Task requirements:
How many lines of these entries include the string "this"? State the number alone.

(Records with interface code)
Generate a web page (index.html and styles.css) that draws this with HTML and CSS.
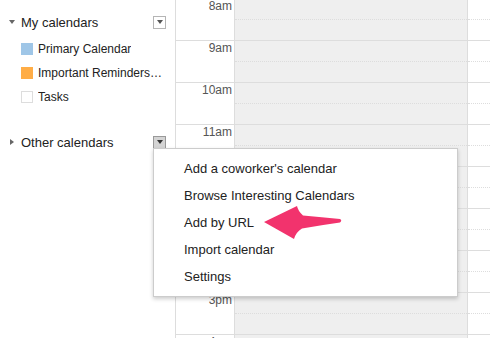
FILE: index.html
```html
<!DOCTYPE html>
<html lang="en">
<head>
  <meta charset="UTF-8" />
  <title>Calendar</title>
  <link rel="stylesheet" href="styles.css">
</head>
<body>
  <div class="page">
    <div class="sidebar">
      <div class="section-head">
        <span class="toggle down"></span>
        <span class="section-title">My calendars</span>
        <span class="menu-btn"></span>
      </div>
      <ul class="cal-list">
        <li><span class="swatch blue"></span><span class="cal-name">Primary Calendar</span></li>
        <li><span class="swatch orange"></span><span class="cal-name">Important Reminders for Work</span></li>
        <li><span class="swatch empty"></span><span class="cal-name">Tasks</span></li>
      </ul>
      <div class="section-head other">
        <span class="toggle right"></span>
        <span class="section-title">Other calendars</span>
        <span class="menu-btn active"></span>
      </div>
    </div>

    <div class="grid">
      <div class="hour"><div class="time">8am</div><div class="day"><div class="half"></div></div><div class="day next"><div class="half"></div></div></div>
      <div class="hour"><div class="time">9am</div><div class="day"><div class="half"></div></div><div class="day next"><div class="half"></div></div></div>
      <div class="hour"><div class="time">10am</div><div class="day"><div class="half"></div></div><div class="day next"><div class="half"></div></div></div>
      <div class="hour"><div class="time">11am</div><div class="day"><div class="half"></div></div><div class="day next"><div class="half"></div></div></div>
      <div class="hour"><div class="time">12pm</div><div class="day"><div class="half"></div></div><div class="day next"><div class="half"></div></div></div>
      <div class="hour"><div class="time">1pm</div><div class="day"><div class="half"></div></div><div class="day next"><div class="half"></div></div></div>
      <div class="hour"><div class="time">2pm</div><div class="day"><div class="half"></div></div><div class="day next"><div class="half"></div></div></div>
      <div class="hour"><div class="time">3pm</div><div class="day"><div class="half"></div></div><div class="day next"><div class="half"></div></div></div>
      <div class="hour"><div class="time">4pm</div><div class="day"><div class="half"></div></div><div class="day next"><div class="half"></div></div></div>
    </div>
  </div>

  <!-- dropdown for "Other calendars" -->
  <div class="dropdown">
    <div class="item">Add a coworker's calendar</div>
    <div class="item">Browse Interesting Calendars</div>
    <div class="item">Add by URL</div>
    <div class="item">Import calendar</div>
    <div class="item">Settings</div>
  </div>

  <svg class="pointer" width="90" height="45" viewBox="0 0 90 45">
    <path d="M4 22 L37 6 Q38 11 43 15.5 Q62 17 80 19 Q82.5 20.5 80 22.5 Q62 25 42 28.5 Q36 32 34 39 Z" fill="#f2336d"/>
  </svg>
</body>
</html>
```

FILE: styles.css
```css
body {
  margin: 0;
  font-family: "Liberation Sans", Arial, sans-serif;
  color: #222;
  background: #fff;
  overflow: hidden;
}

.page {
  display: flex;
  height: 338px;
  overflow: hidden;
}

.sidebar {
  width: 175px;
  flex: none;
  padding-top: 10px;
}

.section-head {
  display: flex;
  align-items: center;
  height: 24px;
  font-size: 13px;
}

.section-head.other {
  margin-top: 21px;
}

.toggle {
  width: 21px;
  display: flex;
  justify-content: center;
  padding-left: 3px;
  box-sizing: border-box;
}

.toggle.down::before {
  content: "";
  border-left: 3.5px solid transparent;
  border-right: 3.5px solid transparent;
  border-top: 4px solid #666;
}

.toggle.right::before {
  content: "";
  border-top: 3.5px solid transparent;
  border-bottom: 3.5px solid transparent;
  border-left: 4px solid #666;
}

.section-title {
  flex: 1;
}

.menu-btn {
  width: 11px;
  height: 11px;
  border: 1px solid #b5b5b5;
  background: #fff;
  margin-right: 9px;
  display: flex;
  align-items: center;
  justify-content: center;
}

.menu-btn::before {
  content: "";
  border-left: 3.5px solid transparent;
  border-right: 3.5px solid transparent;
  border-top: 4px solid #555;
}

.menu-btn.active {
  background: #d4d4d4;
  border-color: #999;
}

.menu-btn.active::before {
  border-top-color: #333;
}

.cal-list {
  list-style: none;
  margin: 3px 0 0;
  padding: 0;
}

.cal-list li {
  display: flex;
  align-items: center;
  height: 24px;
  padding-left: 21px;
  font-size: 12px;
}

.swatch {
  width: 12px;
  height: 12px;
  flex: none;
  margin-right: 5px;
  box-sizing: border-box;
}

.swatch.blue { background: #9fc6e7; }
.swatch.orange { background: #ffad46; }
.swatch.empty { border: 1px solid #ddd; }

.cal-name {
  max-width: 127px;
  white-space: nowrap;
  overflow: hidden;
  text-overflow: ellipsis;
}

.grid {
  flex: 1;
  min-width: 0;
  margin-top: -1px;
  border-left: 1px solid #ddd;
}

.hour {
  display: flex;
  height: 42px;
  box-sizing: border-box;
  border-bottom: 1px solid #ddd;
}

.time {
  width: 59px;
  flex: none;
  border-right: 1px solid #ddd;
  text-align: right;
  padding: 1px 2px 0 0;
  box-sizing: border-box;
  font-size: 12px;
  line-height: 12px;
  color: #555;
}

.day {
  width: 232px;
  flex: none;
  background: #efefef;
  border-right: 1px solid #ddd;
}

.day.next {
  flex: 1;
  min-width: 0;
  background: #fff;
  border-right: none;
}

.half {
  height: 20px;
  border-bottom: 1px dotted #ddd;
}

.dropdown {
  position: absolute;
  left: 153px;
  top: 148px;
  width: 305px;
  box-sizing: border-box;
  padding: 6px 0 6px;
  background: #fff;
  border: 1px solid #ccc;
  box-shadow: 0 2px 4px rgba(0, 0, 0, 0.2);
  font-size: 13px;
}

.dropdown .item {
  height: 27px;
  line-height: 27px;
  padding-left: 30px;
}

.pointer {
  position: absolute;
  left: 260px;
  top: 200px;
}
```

---

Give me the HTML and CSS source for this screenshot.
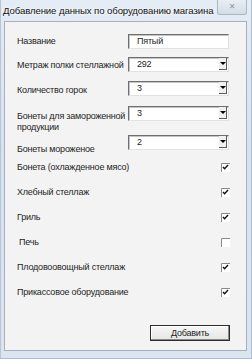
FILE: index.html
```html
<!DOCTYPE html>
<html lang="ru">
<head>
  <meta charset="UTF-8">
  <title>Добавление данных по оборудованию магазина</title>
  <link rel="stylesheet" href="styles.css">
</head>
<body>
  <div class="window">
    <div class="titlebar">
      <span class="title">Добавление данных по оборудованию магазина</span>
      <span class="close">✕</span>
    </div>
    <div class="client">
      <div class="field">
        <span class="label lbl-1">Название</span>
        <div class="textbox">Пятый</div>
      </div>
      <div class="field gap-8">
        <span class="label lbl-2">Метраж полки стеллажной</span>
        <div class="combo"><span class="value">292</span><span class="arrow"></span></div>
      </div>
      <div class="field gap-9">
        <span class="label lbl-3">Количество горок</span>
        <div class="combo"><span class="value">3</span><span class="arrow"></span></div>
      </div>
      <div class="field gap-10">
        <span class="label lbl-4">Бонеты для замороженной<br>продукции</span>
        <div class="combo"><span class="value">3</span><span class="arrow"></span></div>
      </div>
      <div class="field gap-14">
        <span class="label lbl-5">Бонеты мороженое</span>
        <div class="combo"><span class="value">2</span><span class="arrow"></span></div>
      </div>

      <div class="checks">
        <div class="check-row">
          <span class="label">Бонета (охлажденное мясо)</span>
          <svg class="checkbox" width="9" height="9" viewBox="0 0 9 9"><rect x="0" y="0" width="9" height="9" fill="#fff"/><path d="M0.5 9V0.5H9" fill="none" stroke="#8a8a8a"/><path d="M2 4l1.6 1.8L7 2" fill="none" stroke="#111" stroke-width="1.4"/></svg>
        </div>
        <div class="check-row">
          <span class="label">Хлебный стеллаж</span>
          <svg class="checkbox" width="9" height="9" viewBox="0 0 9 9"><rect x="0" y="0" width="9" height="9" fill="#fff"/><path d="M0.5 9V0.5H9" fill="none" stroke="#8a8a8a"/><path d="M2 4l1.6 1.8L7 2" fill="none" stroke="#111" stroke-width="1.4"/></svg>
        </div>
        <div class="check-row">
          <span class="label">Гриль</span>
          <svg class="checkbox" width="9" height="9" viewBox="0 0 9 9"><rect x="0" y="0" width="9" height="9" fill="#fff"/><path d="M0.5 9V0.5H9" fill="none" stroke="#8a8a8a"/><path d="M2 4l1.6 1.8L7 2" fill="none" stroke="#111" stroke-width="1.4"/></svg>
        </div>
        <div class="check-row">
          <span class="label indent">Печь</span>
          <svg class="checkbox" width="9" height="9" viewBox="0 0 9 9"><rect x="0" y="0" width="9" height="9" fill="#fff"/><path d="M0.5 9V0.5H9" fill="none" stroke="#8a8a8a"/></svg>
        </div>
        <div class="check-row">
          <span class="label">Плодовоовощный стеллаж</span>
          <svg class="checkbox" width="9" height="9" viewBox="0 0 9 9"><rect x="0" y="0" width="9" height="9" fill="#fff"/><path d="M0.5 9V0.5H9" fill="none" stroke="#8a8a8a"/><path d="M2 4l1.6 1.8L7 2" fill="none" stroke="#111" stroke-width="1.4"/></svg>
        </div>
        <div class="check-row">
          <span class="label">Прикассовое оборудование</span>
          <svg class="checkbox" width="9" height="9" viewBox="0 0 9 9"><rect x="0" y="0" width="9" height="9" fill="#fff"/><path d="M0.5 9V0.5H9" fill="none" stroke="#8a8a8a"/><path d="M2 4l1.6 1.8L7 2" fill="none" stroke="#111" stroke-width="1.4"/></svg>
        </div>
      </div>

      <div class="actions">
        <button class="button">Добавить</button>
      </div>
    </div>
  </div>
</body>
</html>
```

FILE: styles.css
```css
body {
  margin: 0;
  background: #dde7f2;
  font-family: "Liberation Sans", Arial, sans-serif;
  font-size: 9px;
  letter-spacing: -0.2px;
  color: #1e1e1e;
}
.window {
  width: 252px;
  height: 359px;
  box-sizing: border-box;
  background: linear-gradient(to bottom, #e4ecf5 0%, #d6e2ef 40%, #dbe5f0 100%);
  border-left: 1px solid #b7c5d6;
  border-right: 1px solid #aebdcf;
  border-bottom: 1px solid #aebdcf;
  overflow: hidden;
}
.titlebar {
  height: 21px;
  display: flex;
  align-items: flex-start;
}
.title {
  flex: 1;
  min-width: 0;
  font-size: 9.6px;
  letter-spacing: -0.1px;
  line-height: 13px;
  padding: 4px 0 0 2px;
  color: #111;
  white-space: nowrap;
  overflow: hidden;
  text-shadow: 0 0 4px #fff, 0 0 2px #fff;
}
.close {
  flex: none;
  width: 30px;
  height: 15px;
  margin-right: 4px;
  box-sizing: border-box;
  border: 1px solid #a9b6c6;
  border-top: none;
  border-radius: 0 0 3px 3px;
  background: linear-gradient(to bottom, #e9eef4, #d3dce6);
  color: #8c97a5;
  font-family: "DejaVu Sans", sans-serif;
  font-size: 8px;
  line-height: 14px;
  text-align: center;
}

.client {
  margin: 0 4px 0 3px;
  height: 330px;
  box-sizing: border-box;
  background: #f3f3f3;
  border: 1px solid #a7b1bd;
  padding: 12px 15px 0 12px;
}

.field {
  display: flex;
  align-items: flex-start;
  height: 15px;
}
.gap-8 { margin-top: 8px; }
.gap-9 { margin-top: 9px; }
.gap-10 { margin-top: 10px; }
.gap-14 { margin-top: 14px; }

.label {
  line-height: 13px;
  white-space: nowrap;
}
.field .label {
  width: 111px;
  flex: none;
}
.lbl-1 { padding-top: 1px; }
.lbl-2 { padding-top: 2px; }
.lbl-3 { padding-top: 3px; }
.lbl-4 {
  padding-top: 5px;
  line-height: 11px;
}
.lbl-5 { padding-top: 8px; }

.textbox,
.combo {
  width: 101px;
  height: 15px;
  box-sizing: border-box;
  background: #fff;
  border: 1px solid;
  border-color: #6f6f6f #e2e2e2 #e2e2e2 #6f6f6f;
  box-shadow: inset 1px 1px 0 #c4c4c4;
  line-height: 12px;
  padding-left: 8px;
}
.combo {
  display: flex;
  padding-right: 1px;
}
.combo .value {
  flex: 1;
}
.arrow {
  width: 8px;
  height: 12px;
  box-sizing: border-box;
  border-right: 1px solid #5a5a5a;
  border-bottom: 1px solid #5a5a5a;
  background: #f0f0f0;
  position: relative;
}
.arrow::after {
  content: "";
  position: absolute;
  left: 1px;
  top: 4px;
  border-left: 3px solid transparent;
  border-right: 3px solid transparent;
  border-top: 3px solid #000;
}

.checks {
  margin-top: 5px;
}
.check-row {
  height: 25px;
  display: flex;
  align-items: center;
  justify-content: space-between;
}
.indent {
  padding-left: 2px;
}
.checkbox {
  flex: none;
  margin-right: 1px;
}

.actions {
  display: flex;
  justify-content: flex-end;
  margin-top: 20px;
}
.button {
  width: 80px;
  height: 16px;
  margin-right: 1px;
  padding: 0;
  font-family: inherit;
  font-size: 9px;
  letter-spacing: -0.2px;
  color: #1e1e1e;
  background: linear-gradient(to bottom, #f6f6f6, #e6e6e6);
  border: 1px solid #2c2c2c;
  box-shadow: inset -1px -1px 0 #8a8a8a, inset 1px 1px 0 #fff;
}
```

Finished answer:
2